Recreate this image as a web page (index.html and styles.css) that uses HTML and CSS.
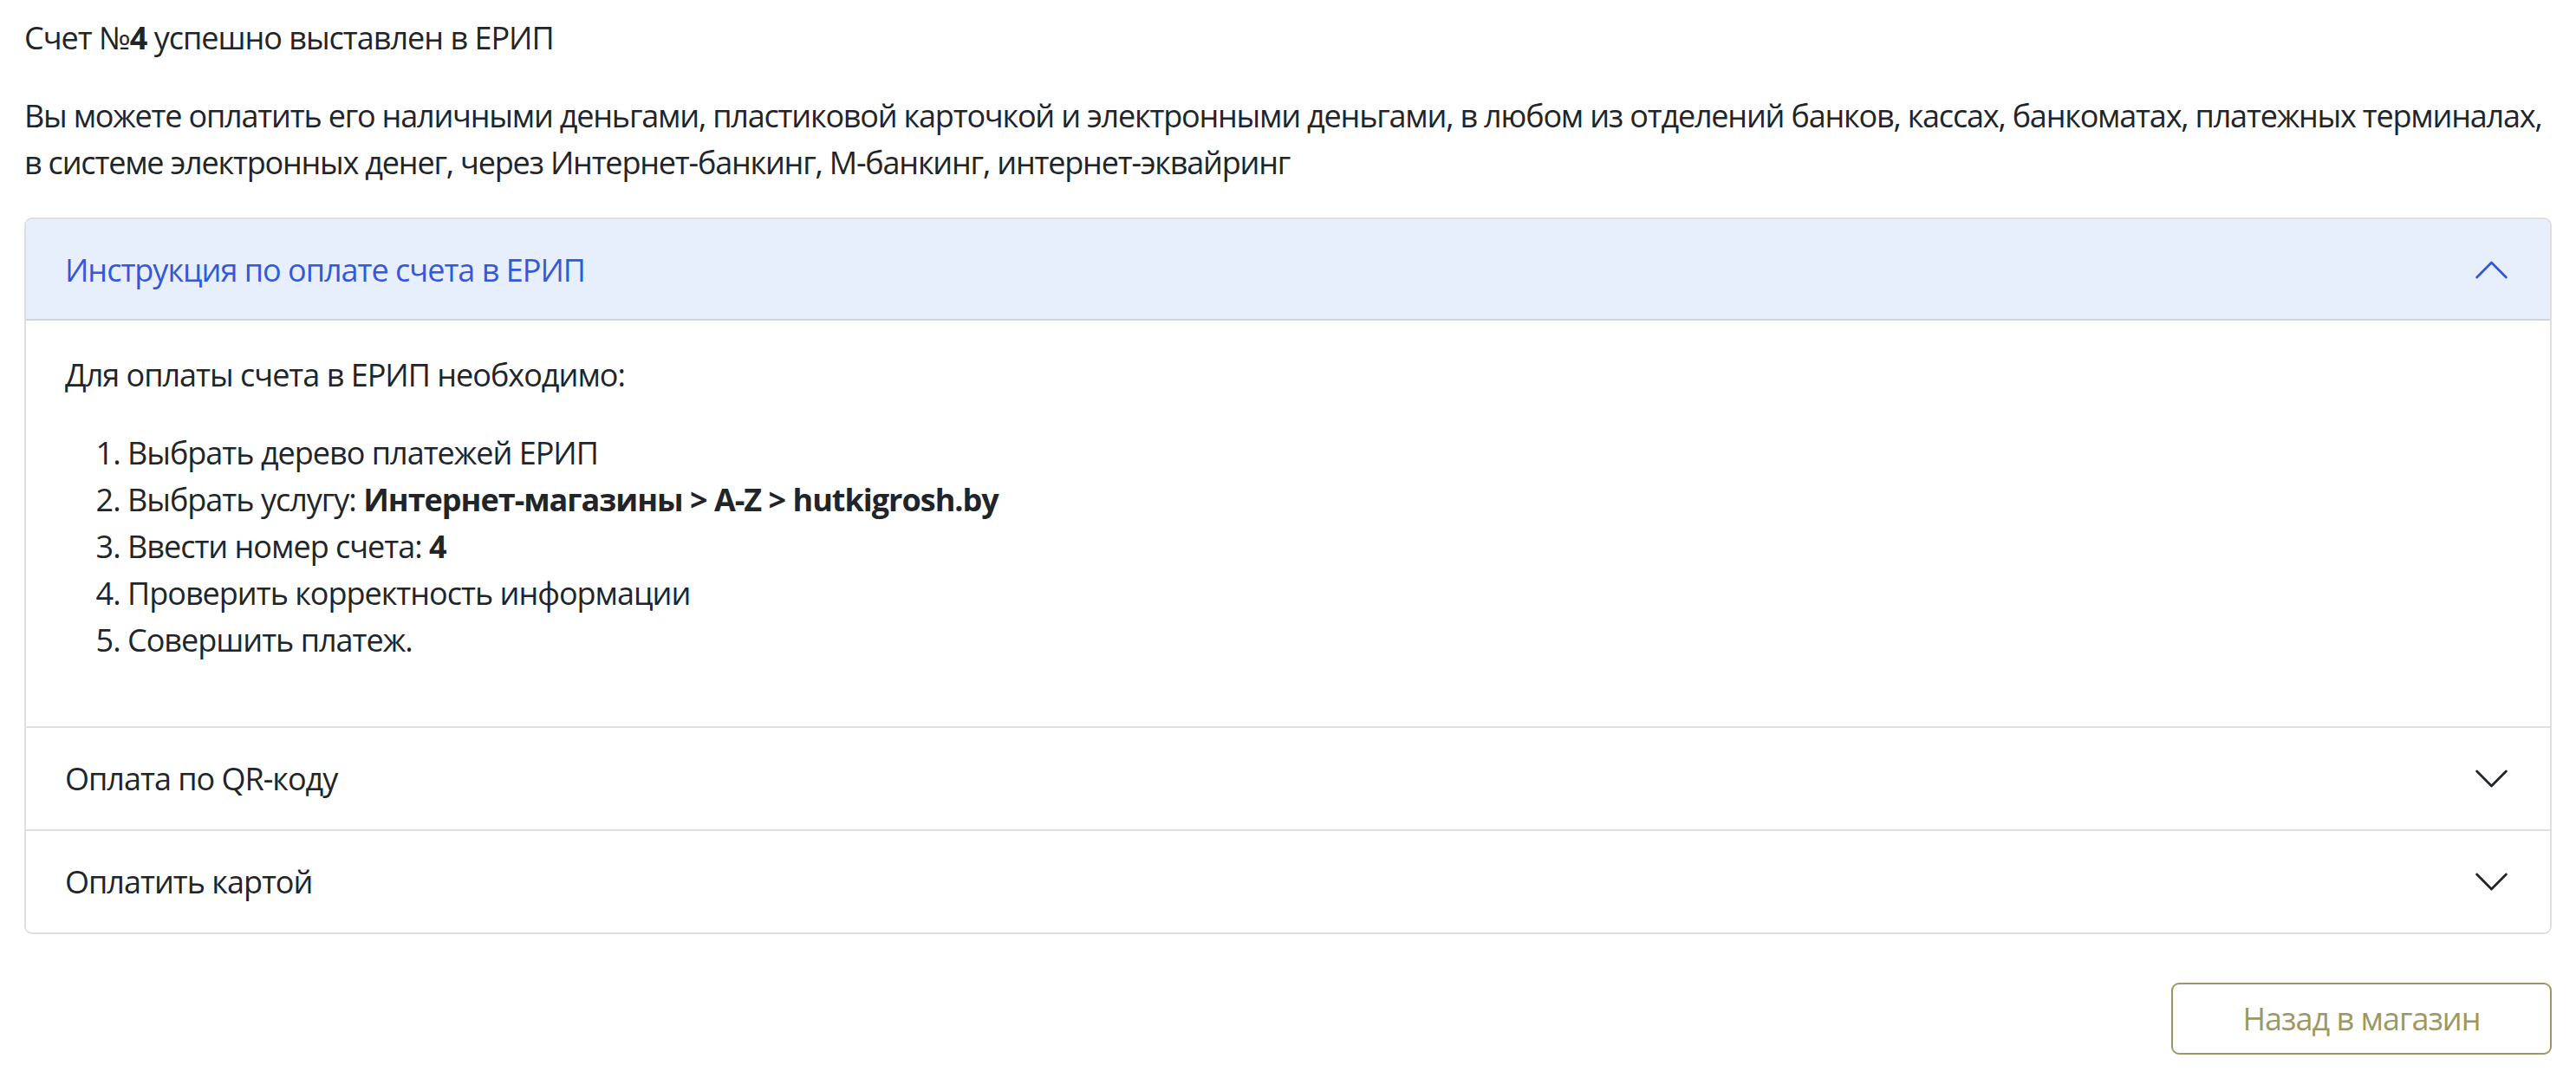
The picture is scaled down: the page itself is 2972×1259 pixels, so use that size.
FILE: index.html
```html
<!DOCTYPE html>
<html lang="ru">
<head>
<meta charset="utf-8">
<title>Счет выставлен в ЕРИП</title>
<link rel="stylesheet" href="styles.css">
</head>
<body>
<main class="page">
  <p class="title-line">Счет №<b>4</b> успешно выставлен в ЕРИП</p>
  <p class="info">Вы можете оплатить его наличными деньгами, пластиковой карточкой и электронными деньгами, в любом из отделений банков, кассах, банкоматах, платежных терминалах, в системе электронных денег, через Интернет-банкинг, М-банкинг, интернет-эквайринг</p>

  <div class="accordion">
    <div class="acc-item">
      <button class="acc-btn is-open" type="button">
        <span>Инструкция по оплате счета в ЕРИП</span>
        <svg class="chev chev-up" viewBox="0 0 16 16" aria-hidden="true"><path d="M1.646 4.646a.5.5 0 0 1 .708 0L8 10.293l5.646-5.647a.5.5 0 0 1 .708.708l-6 6a.5.5 0 0 1-.708 0l-6-6a.5.5 0 0 1 0-.708z"/></svg>
      </button>
      <div class="acc-body">
        <p>Для оплаты счета в ЕРИП необходимо:</p>
        <ol class="steps">
          <li>Выбрать дерево платежей ЕРИП</li>
          <li>Выбрать услугу: <b>Интернет-магазины &gt; A-Z &gt; hutkigrosh.by</b></li>
          <li>Ввести номер счета: <b>4</b></li>
          <li>Проверить корректность информации</li>
          <li>Совершить платеж.</li>
        </ol>
      </div>
    </div>
    <div class="acc-item">
      <button class="acc-btn" type="button">
        <span>Оплата по QR-коду</span>
        <svg class="chev" viewBox="0 0 16 16" aria-hidden="true"><path d="M1.646 4.646a.5.5 0 0 1 .708 0L8 10.293l5.646-5.647a.5.5 0 0 1 .708.708l-6 6a.5.5 0 0 1-.708 0l-6-6a.5.5 0 0 1 0-.708z"/></svg>
      </button>
    </div>
    <div class="acc-item">
      <button class="acc-btn" type="button">
        <span>Оплатить картой</span>
        <svg class="chev" viewBox="0 0 16 16" aria-hidden="true"><path d="M1.646 4.646a.5.5 0 0 1 .708 0L8 10.293l5.646-5.647a.5.5 0 0 1 .708.708l-6 6a.5.5 0 0 1-.708 0l-6-6a.5.5 0 0 1 0-.708z"/></svg>
      </button>
    </div>
  </div>

  <div class="actions">
    <a class="btn-back" href="#">Назад в магазин</a>
  </div>
</main>
</body>
</html>
```

FILE: styles.css
```css
html, body {
  margin: 0;
  padding: 0;
  background: #ffffff;
}

.page {
  padding: 17px 28px 0;
  font-family: "Open Sans", "Noto Sans", sans-serif;
  font-size: 36px;
  line-height: 54px;
  letter-spacing: -1px;
  color: #212529;
}

.page p {
  margin: 0 0 36px;
}

.page .info {
  letter-spacing: -1.2px;
}

.page b {
  font-weight: 700;
}

.accordion {
  border: 2px solid #dfdfdf;
  border-radius: 9px;
  overflow: hidden;
}

.acc-item + .acc-item {
  border-top: 2px solid #dfdfdf;
}

.acc-btn {
  display: flex;
  align-items: center;
  justify-content: space-between;
  width: 100%;
  box-sizing: border-box;
  padding: 35px 45px;
  border: 0;
  margin: 0;
  background: #ffffff;
  font: inherit;
  line-height: 47px;
  letter-spacing: inherit;
  color: #212529;
  text-align: left;
}

.acc-btn.is-open {
  background: #e8effc;
  color: #3459d8;
  box-shadow: inset 0 -2px 0 #cdd3df;
}

.chev {
  width: 45px;
  height: 45px;
  flex: none;
  fill: currentColor;
}

.chev-up {
  transform: rotate(180deg);
}

.acc-body {
  padding: 36px 45px;
}

.steps {
  margin: 0 0 36px;
  padding-left: 72px;
}

.actions {
  display: flex;
  justify-content: flex-end;
  margin-top: 56px;
}

.btn-back {
  display: flex;
  align-items: center;
  justify-content: center;
  width: 439px;
  height: 83px;
  box-sizing: border-box;
  border: 2px solid #9b9866;
  border-radius: 9px;
  color: #9b9866;
  text-decoration: none;
}
```
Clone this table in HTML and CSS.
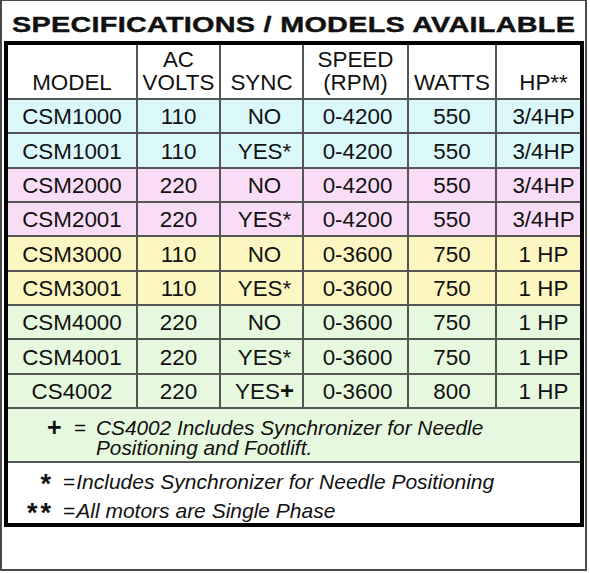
FILE: index.html
```html
<!DOCTYPE html>
<html>
<head>
<meta charset="utf-8">
<link rel="stylesheet" href="styles.css">
</head>
<body>
<div class="frame">
  <div class="title"><span class="title-text">SPECIFICATIONS / MODELS AVAILABLE</span></div>
  <div class="box">
    <table class="spec">
      <colgroup>
        <col class="w-model"><col class="w-volts"><col class="w-sync"><col class="w-speed"><col class="w-watts"><col class="w-hp">
      </colgroup>
      <thead>
        <tr>
          <th>MODEL</th>
          <th>AC<br>VOLTS</th>
          <th>SYNC</th>
          <th>SPEED<br>(RPM)</th>
          <th>WATTS</th>
          <th class="hp">HP**</th>
        </tr>
      </thead>
      <tbody>
        <tr class="cyan"><td>CSM1000</td><td>110</td><td class="sync">NO</td><td class="speed">0-4200</td><td>550</td><td class="hp">3/4HP</td></tr>
        <tr class="cyan"><td>CSM1001</td><td>110</td><td class="sync">YES*</td><td class="speed">0-4200</td><td>550</td><td class="hp">3/4HP</td></tr>
        <tr class="pink"><td>CSM2000</td><td>220</td><td class="sync">NO</td><td class="speed">0-4200</td><td>550</td><td class="hp">3/4HP</td></tr>
        <tr class="pink"><td>CSM2001</td><td>220</td><td class="sync">YES*</td><td class="speed">0-4200</td><td>550</td><td class="hp">3/4HP</td></tr>
        <tr class="yellow"><td>CSM3000</td><td>110</td><td class="sync">NO</td><td class="speed">0-3600</td><td>750</td><td class="hp">1 HP</td></tr>
        <tr class="yellow"><td>CSM3001</td><td>110</td><td class="sync">YES*</td><td class="speed">0-3600</td><td>750</td><td class="hp">1 HP</td></tr>
        <tr class="green"><td>CSM4000</td><td>220</td><td class="sync">NO</td><td class="speed">0-3600</td><td>750</td><td class="hp">1 HP</td></tr>
        <tr class="green"><td>CSM4001</td><td>220</td><td class="sync">YES*</td><td class="speed">0-3600</td><td>750</td><td class="hp">1 HP</td></tr>
        <tr class="green"><td>CS4002</td><td>220</td><td class="sync">YES<span class="bplus">+</span></td><td class="speed">0-3600</td><td>800</td><td class="hp">1 HP</td></tr>
        <tr class="green">
          <td colspan="6" class="plus-cell">
            <div class="plus-note">
              <span class="plus-sym">+</span>
              <span class="plus-eq">=</span>
              <span class="plus-txt">CS4002 Includes Synchronizer for Needle<br>Positioning and Footlift.</span>
            </div>
          </td>
        </tr>
      </tbody>
    </table>
    <div class="notes">
      <span class="star"><span class="ast">*</span></span><span class="note-txt"><span class="eq">=</span>Includes Synchronizer for Needle Positioning</span>
      <span class="star"><span class="ast">**</span></span><span class="note-txt"><span class="eq">=</span>All motors are Single Phase</span>
    </div>
  </div>
</div>
</body>
</html>
```

FILE: styles.css
```css
html, body {
  margin: 0;
  padding: 0;
  background: #ffffff;
}

body {
  font-family: "Liberation Sans", Arial, sans-serif;
  color: #111;
}

.frame {
  box-sizing: border-box;
  width: 587px;
  height: 571px;
  border: 2px solid #4a4a4a;
  border-top-width: 1px;
  background: #fff;
}

.title {
  box-sizing: border-box;
  height: 40px;
  padding: 11px 0 0 10px;
  line-height: 26px;
  font-size: 22px;
  font-weight: bold;
  white-space: nowrap;
}

.title-text {
  display: inline-block;
  transform: scaleX(1.31);
  transform-origin: left center;
  letter-spacing: 0.2px;
  -webkit-text-stroke: 0.4px #111;
}

.box {
  box-sizing: border-box;
  width: 580px;
  height: 486px;
  margin-left: 2px;
  border: 4px solid #000;
  background: #fff;
}

.spec {
  width: 572px;
  table-layout: fixed;
  border-collapse: collapse;
  font-size: 22.4px;
}

.w-model { width: 129px; }
.w-volts { width: 83px; }
.w-sync { width: 83px; }
.w-speed { width: 105px; }
.w-watts { width: 88px; }
.w-hp { width: 84px; }

.spec th,
.spec td {
  padding: 0;
  text-align: center;
  border-left: 2px solid #555;
  border-bottom: 2px solid #555;
  white-space: nowrap;
}

.spec th:first-child,
.spec td:first-child {
  border-left: none;
}

.spec th {
  height: 54px;
  font-weight: normal;
  vertical-align: bottom;
  line-height: 22.5px;
  padding-bottom: 4px;
  box-sizing: border-box;
}

.spec td {
  height: 34.35px;
  line-height: 22px;
  vertical-align: middle;
  padding-top: 2px;
  box-sizing: border-box;
}

.spec .sync { padding-left: 6px; }
.spec .speed { padding-left: 4px; }
.spec .hp { padding-left: 10px; }

.bplus {
  font-weight: bold;
  font-size: 24px;
}

.cyan td { background: #daf7fa; }
.pink td { background: #f9ddf6; }
.yellow td { background: #fcf7c0; }
.green td { background: #e6f8de; }

.spec td.plus-cell {
  height: auto;
  text-align: left;
  padding: 9px 0 4px 0;
  vertical-align: top;
}

.plus-note {
  display: flex;
  align-items: flex-start;
  font-size: 20.8px;
  line-height: 19.5px;
}

.plus-sym {
  font-weight: bold;
  font-size: 25px;
  margin-left: 39px;
  width: 27px;
}

.plus-eq {
  width: 22px;
}

.plus-txt {
  font-style: italic;
}

.notes {
  display: grid;
  grid-template-columns: 46px auto;
  column-gap: 9px;
  align-content: start;
  padding-top: 4px;
  font-size: 21px;
  line-height: 29px;
}

.star {
  text-align: right;
  font-weight: bold;
  font-size: 27px;
}

.ast {
  display: inline-block;
  line-height: 0;
  vertical-align: -3px;
  letter-spacing: 3px;
}

.note-txt {
  font-style: italic;
  white-space: nowrap;
}

.eq {
  font-style: normal;
  margin-right: 1px;
}
```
■ ■ ■ ■ ■ ■ ■
Set exercise
Count every line above that holds the word "table", and state the number and nothing more.

In response
4